The exercise:
Quote from the first line below through the line that contains "<checklist-screen></checklist-screen>", both included, and leave the pictures out.

Provided material:
· · · ·

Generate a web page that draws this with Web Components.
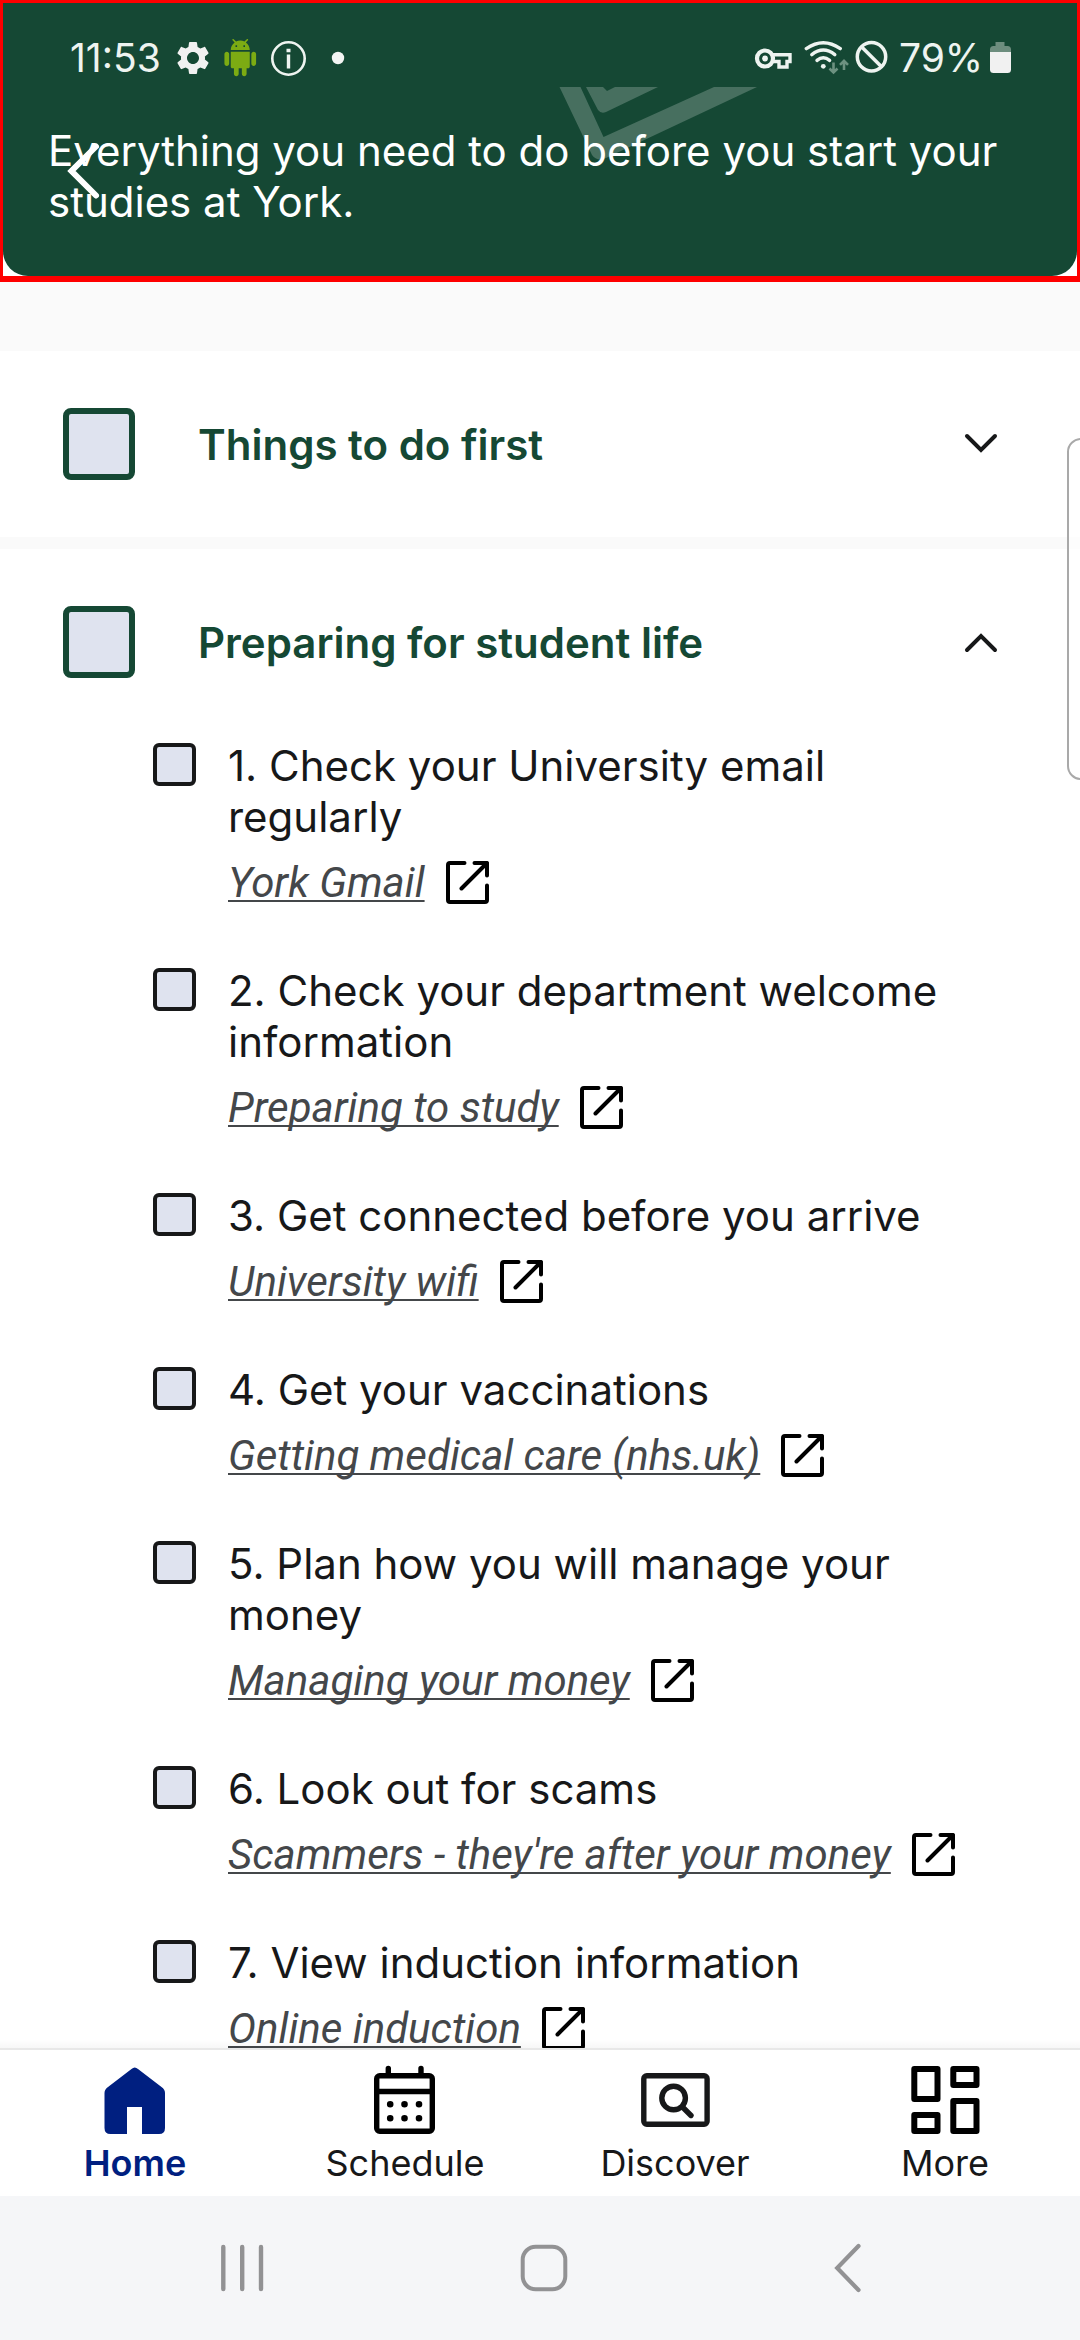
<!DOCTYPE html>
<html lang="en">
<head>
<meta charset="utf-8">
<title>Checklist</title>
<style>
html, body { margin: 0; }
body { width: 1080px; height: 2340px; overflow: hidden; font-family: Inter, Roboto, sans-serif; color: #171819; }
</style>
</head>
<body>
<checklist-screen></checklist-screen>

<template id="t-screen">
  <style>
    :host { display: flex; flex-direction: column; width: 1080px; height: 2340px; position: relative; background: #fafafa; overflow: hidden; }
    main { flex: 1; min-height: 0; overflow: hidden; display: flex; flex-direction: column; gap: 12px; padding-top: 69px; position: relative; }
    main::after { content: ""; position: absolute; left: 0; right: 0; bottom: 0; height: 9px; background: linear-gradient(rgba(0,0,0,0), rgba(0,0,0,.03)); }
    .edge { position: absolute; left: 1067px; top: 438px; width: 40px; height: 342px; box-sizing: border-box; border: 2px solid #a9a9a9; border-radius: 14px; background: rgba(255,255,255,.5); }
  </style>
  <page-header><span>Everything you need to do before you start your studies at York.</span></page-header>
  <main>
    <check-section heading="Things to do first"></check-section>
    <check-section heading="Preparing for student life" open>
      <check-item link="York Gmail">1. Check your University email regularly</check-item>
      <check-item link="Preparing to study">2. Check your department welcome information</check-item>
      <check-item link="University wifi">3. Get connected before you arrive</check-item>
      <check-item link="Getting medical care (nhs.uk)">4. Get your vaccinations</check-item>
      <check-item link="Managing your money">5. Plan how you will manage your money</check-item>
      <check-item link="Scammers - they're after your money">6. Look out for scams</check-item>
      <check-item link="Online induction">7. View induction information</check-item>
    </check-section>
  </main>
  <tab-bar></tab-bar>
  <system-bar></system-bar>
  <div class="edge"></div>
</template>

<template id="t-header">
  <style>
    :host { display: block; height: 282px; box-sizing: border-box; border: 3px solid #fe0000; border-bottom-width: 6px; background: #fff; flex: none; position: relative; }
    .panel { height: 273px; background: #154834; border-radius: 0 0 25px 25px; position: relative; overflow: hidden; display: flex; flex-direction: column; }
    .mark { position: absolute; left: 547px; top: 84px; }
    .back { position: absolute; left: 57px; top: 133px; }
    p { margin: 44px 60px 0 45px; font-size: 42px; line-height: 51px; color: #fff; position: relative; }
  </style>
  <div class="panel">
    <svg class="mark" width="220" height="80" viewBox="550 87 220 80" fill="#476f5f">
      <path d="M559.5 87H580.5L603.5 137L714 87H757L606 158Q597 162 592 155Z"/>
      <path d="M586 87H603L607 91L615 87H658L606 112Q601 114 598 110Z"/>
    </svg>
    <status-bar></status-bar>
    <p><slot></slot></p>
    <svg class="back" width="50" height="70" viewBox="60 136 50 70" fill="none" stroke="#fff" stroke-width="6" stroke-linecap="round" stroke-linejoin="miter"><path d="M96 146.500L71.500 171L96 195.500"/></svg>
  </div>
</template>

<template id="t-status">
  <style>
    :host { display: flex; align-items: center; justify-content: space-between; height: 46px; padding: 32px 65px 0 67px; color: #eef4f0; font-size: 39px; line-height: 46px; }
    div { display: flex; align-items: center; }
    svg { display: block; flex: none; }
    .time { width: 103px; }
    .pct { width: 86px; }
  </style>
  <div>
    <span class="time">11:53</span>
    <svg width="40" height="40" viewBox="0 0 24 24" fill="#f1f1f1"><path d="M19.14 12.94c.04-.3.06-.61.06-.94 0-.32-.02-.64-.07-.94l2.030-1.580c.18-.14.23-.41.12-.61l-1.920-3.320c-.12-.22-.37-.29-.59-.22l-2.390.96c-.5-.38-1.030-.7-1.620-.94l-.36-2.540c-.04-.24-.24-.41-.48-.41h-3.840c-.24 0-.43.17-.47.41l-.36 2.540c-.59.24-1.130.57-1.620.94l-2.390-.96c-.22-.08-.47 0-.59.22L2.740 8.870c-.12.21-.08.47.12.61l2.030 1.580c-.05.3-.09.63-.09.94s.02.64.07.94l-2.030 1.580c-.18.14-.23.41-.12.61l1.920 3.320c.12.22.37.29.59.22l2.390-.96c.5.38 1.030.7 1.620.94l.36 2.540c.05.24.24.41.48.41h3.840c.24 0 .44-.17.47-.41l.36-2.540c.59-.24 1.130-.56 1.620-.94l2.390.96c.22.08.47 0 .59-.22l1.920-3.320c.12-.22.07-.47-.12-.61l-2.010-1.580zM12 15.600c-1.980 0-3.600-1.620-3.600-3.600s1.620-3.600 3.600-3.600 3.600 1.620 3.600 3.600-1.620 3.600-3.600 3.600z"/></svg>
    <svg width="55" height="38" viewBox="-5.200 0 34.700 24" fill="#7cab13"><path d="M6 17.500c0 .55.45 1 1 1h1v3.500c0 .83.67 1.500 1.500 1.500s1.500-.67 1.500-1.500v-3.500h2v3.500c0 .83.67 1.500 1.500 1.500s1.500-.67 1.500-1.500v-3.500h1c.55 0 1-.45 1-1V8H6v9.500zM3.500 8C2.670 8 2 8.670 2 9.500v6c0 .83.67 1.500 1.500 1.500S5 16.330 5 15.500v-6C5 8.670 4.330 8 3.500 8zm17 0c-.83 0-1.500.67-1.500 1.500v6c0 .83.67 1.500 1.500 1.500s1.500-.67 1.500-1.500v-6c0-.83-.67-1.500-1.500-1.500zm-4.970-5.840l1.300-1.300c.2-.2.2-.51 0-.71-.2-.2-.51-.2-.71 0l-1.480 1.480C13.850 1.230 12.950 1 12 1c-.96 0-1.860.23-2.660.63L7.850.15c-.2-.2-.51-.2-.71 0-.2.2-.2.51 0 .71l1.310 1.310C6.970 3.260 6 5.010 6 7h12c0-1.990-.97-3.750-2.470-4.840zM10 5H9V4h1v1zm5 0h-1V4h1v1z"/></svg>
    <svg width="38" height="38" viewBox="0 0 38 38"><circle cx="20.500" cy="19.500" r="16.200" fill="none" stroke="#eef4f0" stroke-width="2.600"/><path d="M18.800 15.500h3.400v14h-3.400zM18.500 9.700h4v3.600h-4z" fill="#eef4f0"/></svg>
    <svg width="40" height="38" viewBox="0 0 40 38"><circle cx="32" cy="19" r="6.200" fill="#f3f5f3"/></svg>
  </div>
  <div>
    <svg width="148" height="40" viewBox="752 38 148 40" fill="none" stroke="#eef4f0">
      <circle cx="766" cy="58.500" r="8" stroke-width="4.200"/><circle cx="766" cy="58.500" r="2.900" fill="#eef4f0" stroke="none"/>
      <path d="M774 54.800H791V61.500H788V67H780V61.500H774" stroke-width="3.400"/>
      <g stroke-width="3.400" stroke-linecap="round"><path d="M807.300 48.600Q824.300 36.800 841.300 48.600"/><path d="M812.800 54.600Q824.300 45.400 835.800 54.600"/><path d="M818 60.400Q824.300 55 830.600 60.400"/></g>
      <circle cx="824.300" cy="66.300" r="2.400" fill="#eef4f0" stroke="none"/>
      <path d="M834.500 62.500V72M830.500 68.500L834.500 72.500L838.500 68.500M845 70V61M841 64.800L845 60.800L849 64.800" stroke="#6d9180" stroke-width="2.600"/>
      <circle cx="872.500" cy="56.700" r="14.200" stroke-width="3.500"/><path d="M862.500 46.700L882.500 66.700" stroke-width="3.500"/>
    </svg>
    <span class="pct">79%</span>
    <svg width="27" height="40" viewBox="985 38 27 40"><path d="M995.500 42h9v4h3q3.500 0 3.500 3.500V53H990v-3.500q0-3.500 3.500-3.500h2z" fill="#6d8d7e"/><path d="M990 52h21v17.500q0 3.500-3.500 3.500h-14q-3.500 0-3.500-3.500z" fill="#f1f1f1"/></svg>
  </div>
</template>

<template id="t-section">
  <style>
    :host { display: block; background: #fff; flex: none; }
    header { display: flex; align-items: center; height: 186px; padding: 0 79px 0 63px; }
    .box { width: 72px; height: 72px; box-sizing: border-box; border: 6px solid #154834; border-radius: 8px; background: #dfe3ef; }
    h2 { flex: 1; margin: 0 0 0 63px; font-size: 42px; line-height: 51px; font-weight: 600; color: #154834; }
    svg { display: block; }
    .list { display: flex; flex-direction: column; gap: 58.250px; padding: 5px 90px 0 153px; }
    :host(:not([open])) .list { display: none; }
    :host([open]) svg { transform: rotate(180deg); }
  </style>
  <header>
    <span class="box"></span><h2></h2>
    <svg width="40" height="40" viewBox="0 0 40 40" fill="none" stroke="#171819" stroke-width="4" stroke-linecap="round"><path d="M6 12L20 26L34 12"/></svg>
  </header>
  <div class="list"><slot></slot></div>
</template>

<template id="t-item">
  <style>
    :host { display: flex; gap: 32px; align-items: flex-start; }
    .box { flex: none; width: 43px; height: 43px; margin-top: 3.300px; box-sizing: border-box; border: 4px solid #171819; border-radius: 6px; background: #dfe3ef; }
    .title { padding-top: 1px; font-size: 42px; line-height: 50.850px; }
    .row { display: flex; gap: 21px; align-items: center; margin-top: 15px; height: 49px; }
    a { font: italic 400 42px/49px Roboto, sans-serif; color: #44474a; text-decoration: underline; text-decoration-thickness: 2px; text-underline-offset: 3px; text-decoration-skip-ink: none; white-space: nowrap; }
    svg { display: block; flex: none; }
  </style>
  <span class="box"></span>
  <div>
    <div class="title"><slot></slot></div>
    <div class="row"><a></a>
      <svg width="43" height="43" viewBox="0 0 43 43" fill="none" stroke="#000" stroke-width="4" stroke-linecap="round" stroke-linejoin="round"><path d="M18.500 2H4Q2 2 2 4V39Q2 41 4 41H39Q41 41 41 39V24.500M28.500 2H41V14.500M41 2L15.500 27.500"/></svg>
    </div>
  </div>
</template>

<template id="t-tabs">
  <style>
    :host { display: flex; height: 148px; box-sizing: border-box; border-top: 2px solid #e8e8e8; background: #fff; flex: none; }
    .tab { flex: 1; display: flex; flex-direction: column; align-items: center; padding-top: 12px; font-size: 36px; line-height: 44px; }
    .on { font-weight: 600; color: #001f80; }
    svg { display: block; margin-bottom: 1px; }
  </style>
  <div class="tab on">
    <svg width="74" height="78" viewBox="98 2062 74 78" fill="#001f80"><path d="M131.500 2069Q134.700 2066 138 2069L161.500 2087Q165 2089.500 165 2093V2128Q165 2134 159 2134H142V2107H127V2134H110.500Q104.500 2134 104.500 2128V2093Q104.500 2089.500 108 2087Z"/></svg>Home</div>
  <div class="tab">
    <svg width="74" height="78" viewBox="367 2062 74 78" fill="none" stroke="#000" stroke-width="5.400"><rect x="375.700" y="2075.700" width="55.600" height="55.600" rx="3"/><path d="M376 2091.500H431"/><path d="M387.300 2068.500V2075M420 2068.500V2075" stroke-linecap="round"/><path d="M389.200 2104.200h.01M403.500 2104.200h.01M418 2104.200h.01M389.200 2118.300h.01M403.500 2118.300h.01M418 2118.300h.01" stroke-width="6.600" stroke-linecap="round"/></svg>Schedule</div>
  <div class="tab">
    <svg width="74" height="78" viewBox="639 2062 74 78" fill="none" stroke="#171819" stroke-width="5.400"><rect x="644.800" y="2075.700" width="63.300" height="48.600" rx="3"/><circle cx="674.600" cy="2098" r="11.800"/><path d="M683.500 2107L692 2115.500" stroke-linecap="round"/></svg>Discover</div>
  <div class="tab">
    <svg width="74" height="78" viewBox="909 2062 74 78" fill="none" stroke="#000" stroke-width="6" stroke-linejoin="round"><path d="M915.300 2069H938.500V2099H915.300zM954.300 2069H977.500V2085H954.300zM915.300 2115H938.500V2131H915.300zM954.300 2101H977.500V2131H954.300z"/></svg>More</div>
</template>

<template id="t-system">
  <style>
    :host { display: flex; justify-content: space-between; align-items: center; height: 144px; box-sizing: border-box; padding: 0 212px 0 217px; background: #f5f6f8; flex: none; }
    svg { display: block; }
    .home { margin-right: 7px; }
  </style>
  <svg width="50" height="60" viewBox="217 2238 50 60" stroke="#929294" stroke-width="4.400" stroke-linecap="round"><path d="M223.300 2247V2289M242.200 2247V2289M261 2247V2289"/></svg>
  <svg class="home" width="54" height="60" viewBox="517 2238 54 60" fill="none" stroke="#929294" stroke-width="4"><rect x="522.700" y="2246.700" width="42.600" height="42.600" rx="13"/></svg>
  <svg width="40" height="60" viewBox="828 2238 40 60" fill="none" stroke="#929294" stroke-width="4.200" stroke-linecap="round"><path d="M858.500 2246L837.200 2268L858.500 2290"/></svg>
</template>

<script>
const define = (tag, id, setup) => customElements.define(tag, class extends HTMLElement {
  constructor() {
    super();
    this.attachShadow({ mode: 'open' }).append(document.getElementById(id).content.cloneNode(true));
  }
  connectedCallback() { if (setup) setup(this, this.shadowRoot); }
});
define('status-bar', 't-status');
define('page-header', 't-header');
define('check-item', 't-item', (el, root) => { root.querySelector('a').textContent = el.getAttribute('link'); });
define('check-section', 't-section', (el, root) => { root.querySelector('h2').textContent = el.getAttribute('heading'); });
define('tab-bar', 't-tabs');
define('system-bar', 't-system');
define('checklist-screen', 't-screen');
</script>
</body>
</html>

· · · ·

Exercise solution:
Generate a web page that draws this with Web Components.
<!DOCTYPE html>
<html lang="en">
<head>
<meta charset="utf-8">
<title>Checklist</title>
<style>
html, body { margin: 0; }
body { width: 1080px; height: 2340px; overflow: hidden; font-family: Inter, Roboto, sans-serif; color: #171819; }
</style>
</head>
<body>
<checklist-screen></checklist-screen>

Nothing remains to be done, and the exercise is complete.